Research at the University of Montreal has shown that baby girls are just as aggressive as baby boys; they become less so only because of the social pressure that's brought to bear on them from infancy. Some researchers, such as Professor James Garbarino, a Chicago psychologist who has advised the FBI on criminal violence, believe that growing on-screen endorsement of violence perpetrated by women is stripping away this conditioning.

According to Garbarino, girls appeared immune to contagion by screen violence in the 1960s, but this had changed by the 1980s. He attributes this shift partly to the emergence of violent female protagonists. Even Hermione Granger gives him cause for disquiet. At the end of the third Potter film, she punches Draco Malfoy, exclaims "That felt good", and is rewarded with cheers from her friends. Says Garbarino: "Girls hit, it feels good and people appreciate it: that's the message."

If Hermione's modest fisticuffs have indeed sent out such a signal, the more robust activities of bruisers such as Hanna must surely prove yet more baleful. There are indications that girls are particularly likely to approve on-screen violence when they can see it as symbolising the triumph of good over evil. The mayhem perpetrated by characters such as Hanna is calculated to create just such an impression.

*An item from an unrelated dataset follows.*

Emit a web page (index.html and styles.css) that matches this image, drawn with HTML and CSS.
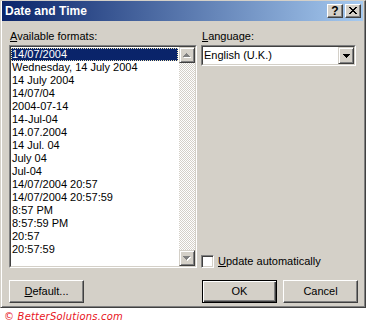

Of course, no one can be sure that cinema has had any impact at all on the way young women behave. Yet something has. In England and Wales, assaults have become the most common first-time crime for females under 17; such offenders now constitute more than a third of all girls receiving court sentences. Overall, the number of offences involving violence committed by female juveniles increased by 28% between 2002/3 and 2009/10. A similar pattern has emerged across the developed world.



Some may view this trend as evidence in itself of a kind of female empowerment. Others, however, may consider young women to be merely aping the pitiful conduct of their menfolk.

A perhaps surprising feature of the bloodthirsty heroics of characters such as Hanna and Mindy is that they're often wholly directed by some kind of patriarch. The young women in these films play out an entirely male-dictated version of what their self-realisation might constitute. Just how empowering is that?